Così il crowdfunding rafforza le start-up (rendendole più innovative)
8 novembre 2017
Anche le idee di business più brillanti hanno un costo di realizzazione che può diventare l’ostacolo principale alla loro stessa realizzazione: problema ben noto alle start-up che spesso devono impegnarsi nella ricerca di finanziamenti, anche più di quanto non facciano altre tipologie di imprese. Una forma di finanziamento sempre più utilizzata da questo tipo di aziende è il crowdfunding, strumento collaborativo di raccolta fondi “dal basso” che mette in contatto – attraverso il web – aziende appena costituite, progetti innovativi o iniziative di vario genere con tutti coloro che possono decidere di finanziarli. Il crowdfunding si colloca all’interno del paradigma dell’innovazione aperta (Open Innovation), cioè l’innovazione aziendale che fa tesoro – in maniera sistematica – di collaborazione, idee e risorse esterne rispetto al perimetro societario classicamente inteso. Lo studio Crowd Equity Investors: An Underutilized Asset for Open Innovation in Start-ups – appena pubblicato sulla California Management Review a firma di Francesca Di Pietro (LUISS), Andrea Prencipe (LUISS) e Ann Majchrzak (University of Southern California) – analizza il fenomeno del crowdfunding e dimostra che il network di investitori generato nel corso di campagne di equity crowdfunding contribuisce in maniera significativa al successo delle start-up.
Non solo risorse finanziarie, ma anche conoscenze e network
Gli autori della ricerca analizzano il percorso di 60 nuove aziende innovative europee, rilevando che attraverso le campagne di crowdfunding queste start-up acquisiscono dalla folla (crowd), oltre alle risorse finanziarie, anche maggiori conoscenze relative al prodotto offerto, alla strategia da adottare e al mercato di riferimento, nonché connessioni (network) con i maggiori protagonisti del mercato in cui le start-up operano (fornitori, potenziali partner, investitori, e così via). A due anni dalla raccolta di fondi, le start-up che si rivolgono alla folla, o crowd, risultano di maggior successo rispetto alle start-up che non interagiscono in questo modo.
Altri fattori che giocano un ruolo importante sono l’età delle start-up e il settore di appartenenza.
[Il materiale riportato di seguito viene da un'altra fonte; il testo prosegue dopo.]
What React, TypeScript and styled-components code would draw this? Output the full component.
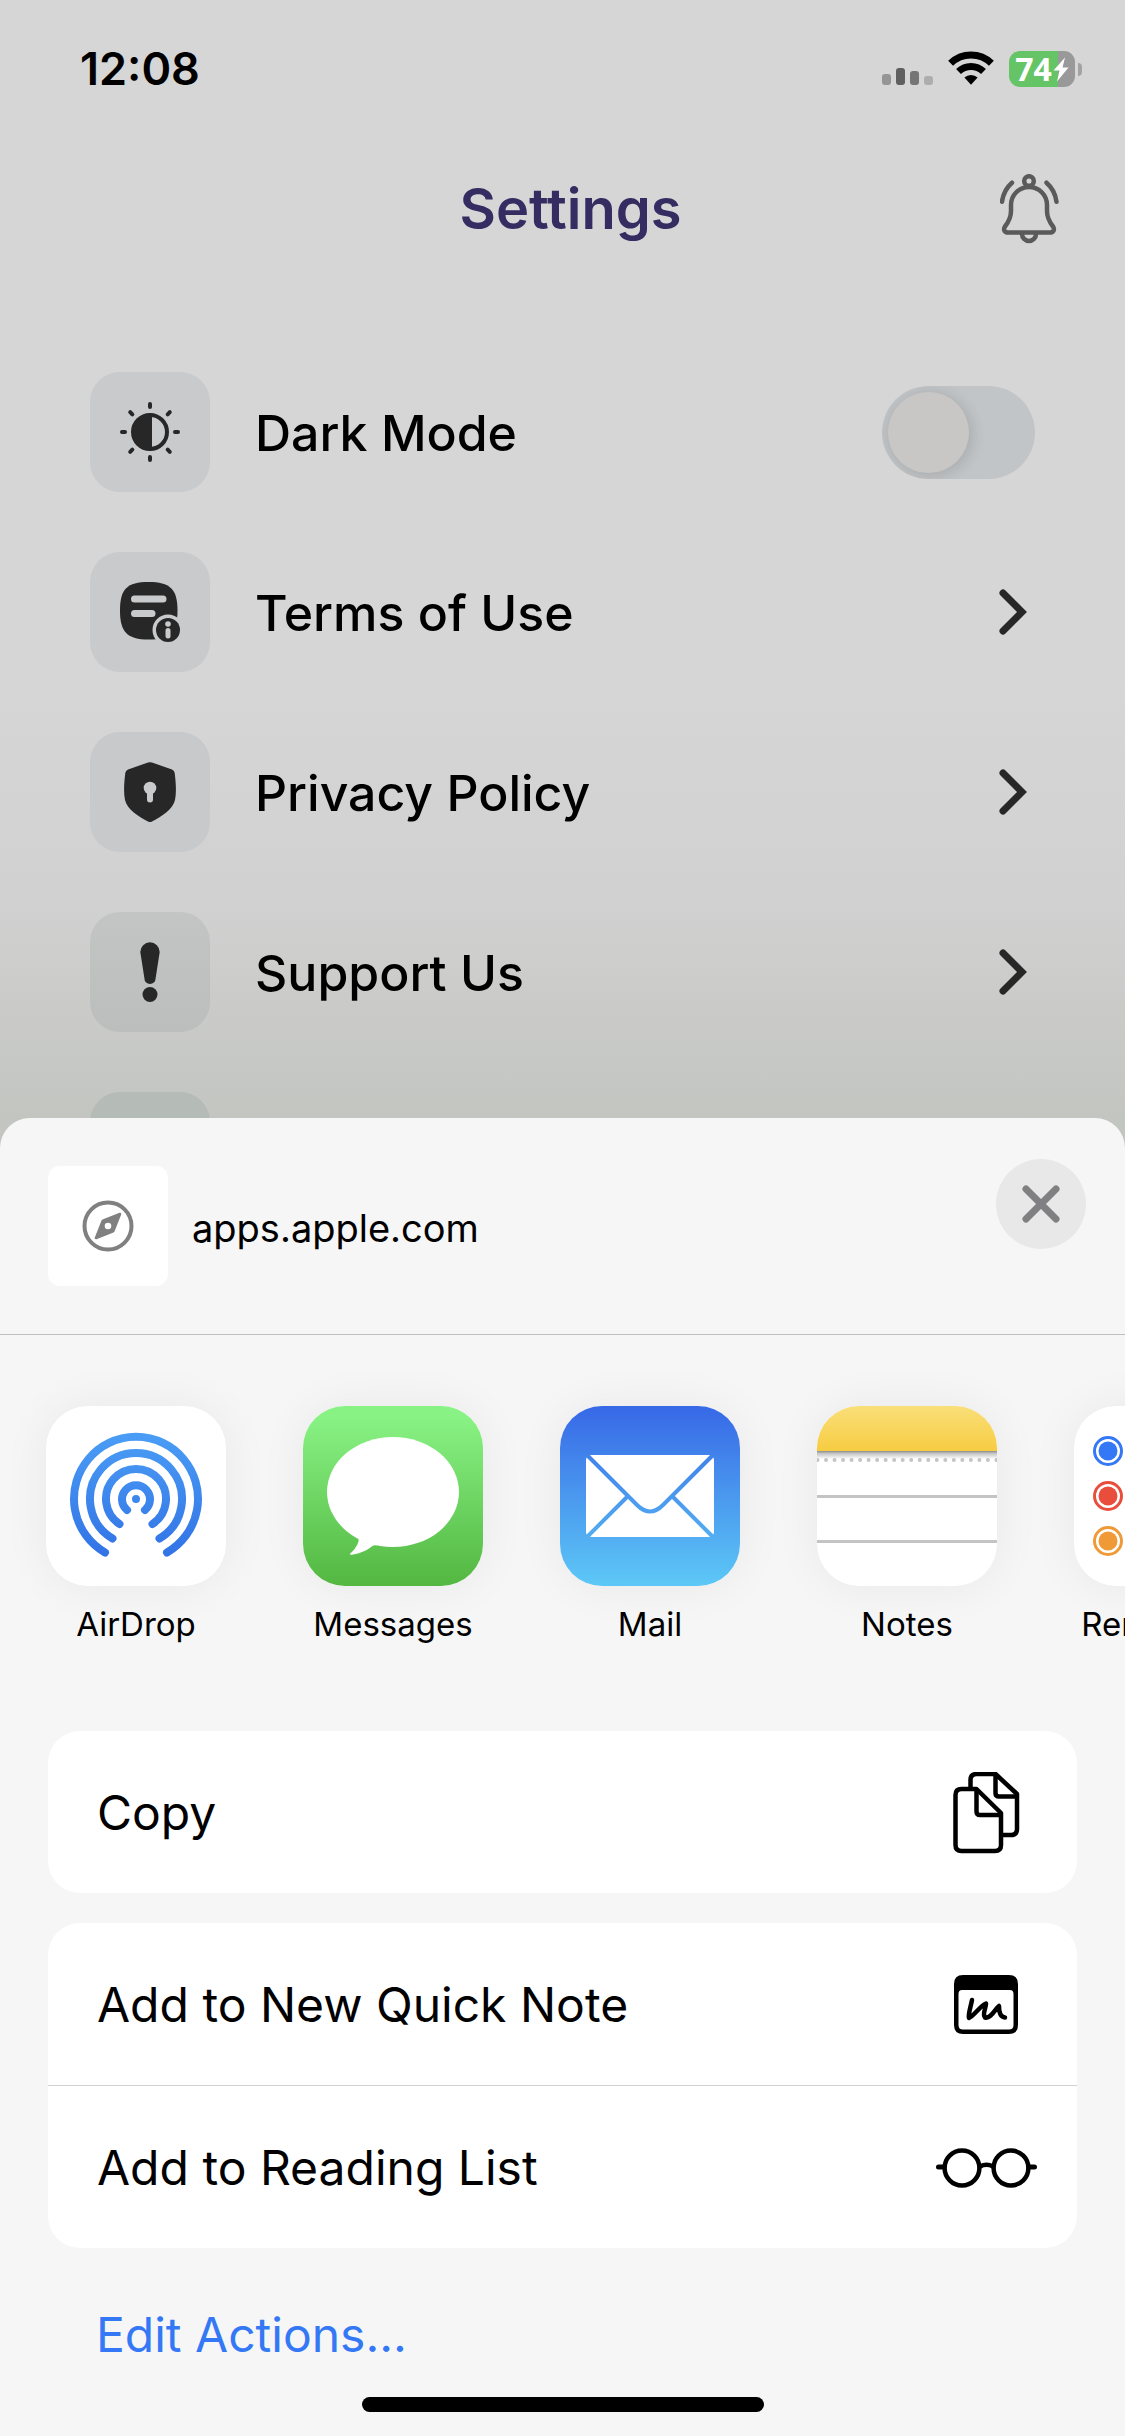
import React, { useState } from "react";
import styled, { createGlobalStyle } from "styled-components";

const GlobalStyle = createGlobalStyle`
  * { box-sizing: border-box; }
  body {
    margin: 0;
    font-family: Inter, "Liberation Sans", sans-serif;
    color: #000;
    background: #f6f6f6;
  }
  button, input { font: inherit; color: inherit; }
  svg { display: block; flex: none; }
`;

const Page = styled.div`
  display: flex;
  flex-direction: column;
  min-height: 100vh;
  overflow: hidden;
  background: linear-gradient(#d6d6d6 0, #d6d6d6 680px, #d1d1d1 900px, #c3c5c1 1118px);
`;

const Settings = styled.main`
  flex: 1 1 0;
  min-height: 0;
  overflow: hidden;
`;

const StatusBar = styled.div`
  display: flex;
  align-items: center;
  justify-content: space-between;
  height: 138px;
  padding: 0 43px 0 80px;
`;

const Clock = styled.time`
  font-size: 45px;
  line-height: 54px;
  font-weight: 600;
`;

const StatusIcons = styled.div`
  display: flex;
  align-items: center;
  gap: 15px;
`;

const Battery = styled.div`
  display: flex;
  align-items: center;
  gap: 3px;
`;

const BatteryBody = styled.div`
  display: flex;
  align-items: center;
  justify-content: center;
  gap: 1px;
  width: 66px;
  height: 36px;
  border-radius: 11px;
  color: #fff;
  background: linear-gradient(90deg, #65c466 49px, #999 49px);
  font: 700 32px/36px "Open Sans", sans-serif;
`;

const BatteryNub = styled.div`
  width: 4px;
  height: 13px;
  border-radius: 0 6px 6px 0;
  background: #a3a3a3;
`;

const Header = styled.header`
  display: grid;
  grid-template-columns: 1fr auto 1fr;
  align-items: center;
  height: 141px;
  padding: 0 65px 0 81px;
`;

const Title = styled.h1`
  grid-column: 2;
  margin: 0;
  font-size: 56px;
  line-height: 64px;
  font-weight: 600;
  color: #352d61;
`;

const IconButton = styled.button`
  justify-self: end;
  padding: 0;
  border: 0;
  background: none;
`;

const OptionList = styled.ul`
  display: flex;
  flex-direction: column;
  gap: 60px;
  margin: 0;
  padding: 93px 90px 0;
  list-style: none;
`;

const rowStyles = `
  display: flex;
  align-items: center;
  gap: 45px;
  width: 100%;
  padding: 0;
  border: 0;
  background: none;
  text-align: left;
`;

const OptionButton = styled.button`${rowStyles}`;
const OptionLabel = styled.label`${rowStyles}`;

const OptionIcon = styled.span<{ $tone: string }>`
  display: grid;
  place-items: center;
  flex: none;
  width: 120px;
  height: 120px;
  border-radius: 30px;
  background: ${(p) => p.$tone};
`;

const OptionText = styled.span`
  flex: 1;
  padding-top: 2px;
  font-size: 50px;
  line-height: 60px;
  font-weight: 500;
`;

const Toggle = styled.input`
  appearance: none;
  display: flex;
  align-items: center;
  width: 153px;
  height: 93px;
  margin: 0;
  padding: 0 6px;
  overflow: hidden;
  border-radius: 47px;
  background: #c2c5c7;
  &::before {
    content: "";
    width: 81px;
    height: 81px;
    border-radius: 50%;
    background: #c9c7c5;
    box-shadow: 2px 2px 14px 2px rgba(0, 0, 0, 0.12);
  }
  &:checked { justify-content: flex-end; background: #8f88b8; }
`;

const Sheet = styled.section`
  padding-bottom: 24px;
  border-radius: 30px 30px 0 0;
  background: #f6f6f6;
`;

const SheetHeader = styled.div`
  display: flex;
  align-items: center;
  gap: 24px;
  height: 217px;
  padding: 0 39px 0 48px;
  border-bottom: 1px solid #bfbfbf;
`;

const Preview = styled.div`
  display: grid;
  place-items: center;
  width: 120px;
  height: 120px;
  border-radius: 12px;
  background: #fff;
`;

const Host = styled.h2`
  flex: 1;
  margin: 0;
  padding-top: 4px;
  font-size: 38px;
  line-height: 48px;
  font-weight: 400;
`;

const CloseButton = styled.button`
  display: grid;
  place-items: center;
  align-self: flex-start;
  width: 90px;
  height: 90px;
  margin-top: 41px;
  padding: 0;
  border: 0;
  border-radius: 50%;
  background: #e8e8e8;
`;

const AppStrip = styled.div`
  display: flex;
  gap: 77px;
  padding: 71px 46px 87px;
  overflow: hidden;
`;

const AppButton = styled.button`
  display: flex;
  flex-direction: column;
  align-items: center;
  gap: 18px;
  flex: none;
  width: 180px;
  padding: 0;
  border: 0;
  background: none;
  font-size: 33px;
  line-height: 40px;
`;

const AppIcon = styled.span`
  overflow: hidden;
  width: 180px;
  height: 180px;
  border-radius: 42px;
  background: #fff;
  box-shadow: 0 0 48px rgba(0, 0, 0, 0.06);
`;

const Actions = styled.div`
  display: flex;
  flex-direction: column;
  gap: 30px;
  padding: 0 48px;
`;

const Card = styled.div`
  overflow: hidden;
  border-radius: 32px;
  background: #fff;
`;

const ActionButton = styled.button`
  display: flex;
  align-items: center;
  justify-content: space-between;
  width: 100%;
  height: 162px;
  padding: 2px 40px 0 49px;
  border: 0;
  background: none;
  font-size: 48px;
  line-height: 60px;
  text-align: left;
  & + & { height: 163px; border-top: 1px solid #d2d2d2; }
`;

const ActionIcon = styled.span`
  display: grid;
  place-items: center;
  width: 101px;
`;

const EditButton = styled.button`
  display: block;
  height: 106px;
  margin: 34px 48px 0;
  padding: 0 48px;
  border: 0;
  background: none;
  color: #3478f6;
  font-size: 48px;
  line-height: 60px;
`;

const HomeIndicator = styled.div`
  width: 402px;
  max-width: 60%;
  height: 15px;
  margin: 9px auto 0;
  border-radius: 8px;
  background: #000;
`;

const INK = "#272727";

const Signal = () => (
  <svg width="51" height="36" viewBox="0 0 51 36">
    <rect x="0" y="23" width="9" height="11" rx="3" fill="#959595" />
    <rect x="14" y="17" width="9" height="17" rx="3" fill="#5f5f5f" />
    <rect x="28" y="20" width="9" height="14" rx="3" fill="#767676" />
    <rect x="42" y="25" width="9" height="9" rx="3" fill="#adadad" />
  </svg>
);

const Wifi = () => (
  <svg width="46" height="36" viewBox="0 0 46 36">
    <g fill="none" stroke="#000" strokeWidth="7">
      <path d="M2.6 12.2a29.3 29.3 0 0 1 40.8 0" />
      <path d="M10.5 20.5a18 18 0 0 1 25 0" />
    </g>
    <path d="M16.4 26.6a9.6 9.6 0 0 1 13.2 0L23 33.8z" />
  </svg>
);

const Bolt = () => (
  <svg width="16" height="25" viewBox="0 0 16 25">
    <path d="M12 0.5L0.5 13.5H6.5L4 24.5L15.5 10.5H9.5z" fill="#fff" />
  </svg>
);

const Bell = () => (
  <svg width="60" height="70" viewBox="0 0 60 70" fill="none" stroke="#5a5a5a" strokeWidth="4.500" strokeLinecap="round" strokeLinejoin="round">
    <circle cx="29" cy="7" r="4.800" />
    <path d="M11 31a18 18 0 0 1 36 0v6c0 7 2.500 11 6 15.500c2 3 .5 6-3 6H8c-3.500 0-5-3-3-6c3.500-4.500 6-8.500 6-15.500z" />
    <path d="M22 60a7 7 0 0 0 14 0" />
    <path d="M12 8.700C6.500 13.500 3 20 2 27.700M46.500 8.700C52 13.500 55.500 20 56.500 27.700" />
  </svg>
);

const Sun = () => (
  <svg width="60" height="60" viewBox="-30 -30 60 60">
    <circle r="17" fill="none" stroke={INK} strokeWidth="4" />
    <path d="M2-17.500V17.500H0A17.500 17.500 0 0 1 0-17.500z" fill={INK} />
    {[0, 45, 90, 135, 180, 225, 270, 315].map((a) => (
      <line key={a} y1="-25" y2="-28" stroke={INK} strokeWidth="4" strokeLinecap="round" transform={`rotate(${a})`} />
    ))}
  </svg>
);

const Terms = () => (
  <svg width="60" height="60" viewBox="0 0 60 60">
    <path d="M28.500 0C50 0 57.500 7 57.500 28.500S50 57.500 28.500 57.500S0 50 0 28.500S7 0 28.500 0z" fill={INK} />
    <path d="M14.500 17H43M14.500 31.500H32" stroke="#c8cacb" strokeWidth="7" strokeLinecap="round" />
    <circle cx="48" cy="48" r="15.500" fill="#c8cacb" />
    <circle cx="48" cy="48" r="12" fill={INK} />
    <circle cx="48" cy="42" r="2.800" fill="#c8cacb" />
    <path d="M48 48.500v5.500" stroke="#c8cacb" strokeWidth="5" strokeLinecap="round" />
  </svg>
);

const Shield = () => (
  <svg width="60" height="60" viewBox="0 0 60 60">
    <path d="M28 .6q2-.8 4 0L52 7.500q2.500 1 2.700 3.500C56 22 56.500 30 55 38C53 47 42 54.500 32 59.400q-2 1-4 0C18 54.500 7 47 5 38C3.500 30 4 22 5.300 11q.2-2.500 2.700-3.500z" fill={INK} />
    <circle cx="30" cy="26" r="6.300" fill="#c8cacb" />
    <path d="M30 28v9.500" stroke="#c8cacb" strokeWidth="6" strokeLinecap="round" />
  </svg>
);

const Exclamation = () => (
  <svg width="60" height="60" viewBox="0 0 60 60" fill={INK}>
    <path d="M20.300 10a9.700 9.700 0 0 1 19.400 0L35.500 37a5.500 5 0 0 1-11 0z" />
    <circle cx="30" cy="52.500" r="7.500" />
  </svg>
);

const Chevron = () => (
  <svg width="36" height="46" viewBox="0 0 36 46">
    <path d="M4 4L23 23L4 42" fill="none" stroke={INK} strokeWidth="7" strokeLinecap="round" strokeLinejoin="miter" />
  </svg>
);

const Compass = () => (
  <svg width="52" height="52" viewBox="-26 -26 52 52">
    <circle r="23.500" fill="none" stroke="#808080" strokeWidth="4" />
    <path fillRule="evenodd" fill="#808080" d="M-5.500-6.500L11.500-13.200Q14-13.500 13.200-11.500L6.500 5.500L5.500 6.500L-11.500 13.200Q-14 13.500-13.200 11.500L-6.500-5.500zM0-3.300A3.300 3.300 0 1 0 0 3.300A3.300 3.300 0 1 0 0-3.300z" />
  </svg>
);

const Cross = () => (
  <svg width="38" height="38" viewBox="0 0 38 38">
    <path d="M4 4L34 34M34 4L4 34" stroke="#808082" strokeWidth="7" strokeLinecap="round" />
  </svg>
);

const AirDrop = () => (
  <svg width="180" height="180" viewBox="0 0 180 180">
    <defs>
      <linearGradient id="airdrop" gradientUnits="userSpaceOnUse" x1="0" y1="27" x2="0" y2="150">
        <stop offset="0" stopColor="#4a9df5" />
        <stop offset="1" stopColor="#3273e6" />
      </linearGradient>
    </defs>
    <g fill="none" stroke="url(#airdrop)" strokeWidth="8" strokeLinecap="round">
      <path d="M59 146.500A62 62 0 1 1 121 146.500" />
      <path d="M66.500 132.500A46 46 0 1 1 113.500 132.500" />
      <path d="M73.500 118A30 30 0 1 1 106.500 118" />
      <path d="M81 104A14 14 0 1 1 99 104" />
    </g>
    <circle cx="90" cy="93" r="4" fill="url(#airdrop)" />
  </svg>
);

const Messages = () => (
  <svg width="180" height="180" viewBox="0 0 180 180">
    <defs>
      <linearGradient id="messages" x1="0" y1="0" x2="0" y2="1">
        <stop offset="0.060" stopColor="#88f284" />
        <stop offset="1" stopColor="#53b741" />
      </linearGradient>
    </defs>
    <rect width="180" height="180" fill="url(#messages)" />
    <ellipse cx="90" cy="86" rx="66" ry="55" fill="#fff" />
    <path d="M53 130q4 3 2 7q-3 7-8 10.500q-.5 1.500 2 1.200c10-1.500 17-6 20-8.500q2-1.200 5-.7L85 120z" fill="#fff" />
  </svg>
);

const Mail = () => (
  <svg width="180" height="180" viewBox="0 0 180 180">
    <defs>
      <linearGradient id="mail" gradientUnits="userSpaceOnUse" x1="0" y1="0" x2="0" y2="180">
        <stop offset="0" stopColor="#3768e7" />
        <stop offset="1" stopColor="#5dc8f6" />
      </linearGradient>
    </defs>
    <rect width="180" height="180" fill="url(#mail)" />
    <rect x="26" y="49" width="128" height="82" rx="5" fill="#fff" />
    <g fill="none" stroke="url(#mail)" strokeWidth="4">
      <path d="M27 49L77 99Q90 112 103 99L153 49" />
      <path d="M27 131L67 91M153 131L113 91" />
    </g>
  </svg>
);

const Notes = () => (
  <svg width="180" height="180" viewBox="0 0 180 180">
    <defs>
      <linearGradient id="notes" x1="0" y1="0" x2="0" y2="1">
        <stop offset="0" stopColor="#f9df79" />
        <stop offset="1" stopColor="#f7cc41" />
      </linearGradient>
      <linearGradient id="fold" x1="0" y1="0" x2="0" y2="1">
        <stop offset="0" stopColor="#8c8c8c" />
        <stop offset="0.300" stopColor="#c4c4c4" />
        <stop offset="1" stopColor="#fff" />
      </linearGradient>
    </defs>
    <rect width="180" height="45" fill="url(#notes)" />
    <rect y="45" width="180" height="8" fill="url(#fold)" />
    <path d="M.5 54H181" stroke="#c4c4c4" strokeWidth="4" strokeLinecap="round" strokeDasharray="0 8.520" />
    <path d="M0 90.500H180M0 135.500H180" stroke="#c4c4c4" strokeWidth="3" />
  </svg>
);

const Reminders = () => (
  <svg width="180" height="180" viewBox="0 0 180 180">
    {["#3478f6", "#e94e3d", "#f09a37"].map((color, i) => (
      <g key={color}>
        <circle cx="34" cy={45 + i * 45} r="13.500" fill="none" stroke={color} strokeWidth="3" />
        <circle cx="34" cy={45 + i * 45} r="9.500" fill={color} />
        <path d={`M62 ${45 + i * 45}H180`} stroke="#c4c4c4" strokeWidth="3" />
      </g>
    ))}
  </svg>
);

const CopyPages = () => (
  <svg width="68" height="82" viewBox="0 0 68 82" fill="none" stroke="#000" strokeWidth="4.500" strokeLinejoin="round">
    <path d="M2.500 23q0-6 6-6H23.500L48 41V73q0 6-6 6H8.500q-6 0-6-6z" />
    <path d="M23.500 17V39.500q0 3.500 3.500 3.500H48" />
    <path d="M17.500 16V8q0-6 6-6H42.500L64 22V57q0 6-6 6H50" />
    <path d="M42.500 2V21q0 3.500 3.500 3.500H63" />
  </svg>
);

const QuickNote = () => (
  <svg width="66" height="60" viewBox="0 0 66 60">
    <path fillRule="evenodd" d="M9 0H55Q64 0 64 9V50Q64 59 55 59H9Q0 59 0 50V9Q0 0 9 0zM8 15Q4.500 15 4.500 19V50Q4.500 54.500 9 54.500H55Q59.500 54.500 59.500 50V19Q59.500 15 56 15z" />
    <path d="M18 25C16.500 33 14 39 15 43C20 41 26 31 32 28.500C32 33 28 39 31 42.500C37 44 41 34 45 31C45 37 46 42 51 42.500" fill="none" stroke="#000" strokeWidth="4.500" strokeLinecap="round" strokeLinejoin="round" />
  </svg>
);

const Glasses = () => (
  <svg width="101" height="40" viewBox="0 0 101 40" fill="none" stroke="#000" strokeWidth="4.500">
    <circle cx="26" cy="20" r="17.400" />
    <circle cx="75" cy="20" r="17.400" />
    <path d="M44 18.500q6.500-3.500 13 0" />
    <path d="M2.500 19H8M93 19H98.500" strokeWidth="5" strokeLinecap="round" />
  </svg>
);

const options = [
  { text: "Terms of Use", icon: <Terms />, tone: "#c8cacb" },
  { text: "Privacy Policy", icon: <Shield />, tone: "#c7c9ca" },
  { text: "Support Us", icon: <Exclamation />, tone: "linear-gradient(#c3c5c4, #bcbebd)" },
  { text: "", icon: null, tone: "#b5bbb6" },
];

const apps = [
  { name: "AirDrop", icon: <AirDrop /> },
  { name: "Messages", icon: <Messages /> },
  { name: "Mail", icon: <Mail /> },
  { name: "Notes", icon: <Notes /> },
  { name: "Reminders", icon: <Reminders /> },
];

const actionGroups = [
  [{ name: "Copy", icon: <CopyPages /> }],
  [
    { name: "Add to New Quick Note", icon: <QuickNote /> },
    { name: "Add to Reading List", icon: <Glasses /> },
  ],
];

export default function App() {
  const [dark, setDark] = useState(false);
  return (
    <>
      <GlobalStyle />
      <Page>
        <Settings>
          <StatusBar>
            <Clock>12:08</Clock>
            <StatusIcons>
              <Signal />
              <Wifi />
              <Battery>
                <BatteryBody>74<Bolt /></BatteryBody>
                <BatteryNub />
              </Battery>
            </StatusIcons>
          </StatusBar>
          <Header>
            <Title>Settings</Title>
            <IconButton aria-label="Notifications"><Bell /></IconButton>
          </Header>
          <OptionList>
            <li>
              <OptionLabel htmlFor="dark-mode">
                <OptionIcon $tone="#c8cacb"><Sun /></OptionIcon>
                <OptionText>Dark Mode</OptionText>
                <Toggle id="dark-mode" type="checkbox" checked={dark} onChange={(e) => setDark(e.target.checked)} />
              </OptionLabel>
            </li>
            {options.map((o) => (
              <li key={o.text}>
                <OptionButton>
                  <OptionIcon $tone={o.tone}>{o.icon}</OptionIcon>
                  <OptionText>{o.text}</OptionText>
                  <Chevron />
                </OptionButton>
              </li>
            ))}
          </OptionList>
        </Settings>
        <Sheet>
          <SheetHeader>
            <Preview><Compass /></Preview>
            <Host>apps.apple.com</Host>
            <CloseButton aria-label="Close"><Cross /></CloseButton>
          </SheetHeader>
          <AppStrip>
            {apps.map((a) => (
              <AppButton key={a.name}>
                <AppIcon>{a.icon}</AppIcon>
                {a.name}
              </AppButton>
            ))}
          </AppStrip>
          <Actions>
            {actionGroups.map((group) => (
              <Card key={group[0].name}>
                {group.map((a) => (
                  <ActionButton key={a.name}>
                    {a.name}
                    <ActionIcon>{a.icon}</ActionIcon>
                  </ActionButton>
                ))}
              </Card>
            ))}
          </Actions>
          <EditButton>Edit Actions...</EditButton>
          <HomeIndicator />
        </Sheet>
      </Page>
    </>
  );
}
Le start-up in fase embrionale (meno di due anni) ottengono maggiori benefici in termini di input relativi al prodotto, alla strategia e al mercato. In fasi più avanzate, invece, si avvantaggiano principalmente del network degli investitori. Per quanto riguarda il settore, “le start-up orientate al cliente (B2C) risultano ottenere maggiori benefici dal coinvolgimento del crowd durante la fase di sviluppo del prodotto, mentre le start-up dedite al commercio interaziendale (B2B) nelle fasi successive”.
I vantaggi per crescita e occupazione
Lo studio dimostra che l’apporto del crowd attraverso le piattaforme di equity-funding può “facilitare l’ingresso di un’idea innovativa nel mercato e il suo successo finanziario”. Le start-up ottengono infatti vantaggi di diverso tipo dalle attività di crowdfunding, in particolare attraverso piattaforme di equity funding come Crowdcube e Seedrs nel Regno Unito, Symbid in Olanda, FoundedByMe in Svezia, Wiseed in Francia e Seedmatch in Germania. Vantaggi che, come si è visto, riguardano tanto le conoscenze necessarie all’avviamento e al mantenimento del business, quanto la creazione di una rete di contatti strategici. Lo studio fornisce inoltre agli imprenditori alcune linee guida nella scelta della migliore forma di crowdfunding – Kickstarter (reward) vs. equity crowdfunding –, tenendo in considerazione il valore aggiunto che il crowd è in grado di fornire, e istruisce i gestori delle piattaforme sulle potenzialità del loro prodotto e sugli strumenti da utilizzare per facilitare l’interazione tra il crowd e l’imprenditore.
Idee da tenere a mente, specie perché, come ricordano en passant gli autori del paper, “le start-up sono un driver fondamentale dello sviluppo economico e dell’evoluzione industriale. Esse generano occupazione anche in periodi di recessione. Basti dire che negli Stati Uniti, dalla metà degli anni 80 a oggi, le sole start-up hanno creato circa il 20% di tutti i nuovi posti di lavoro”. L’Europa farebbe bene a ricordarlo.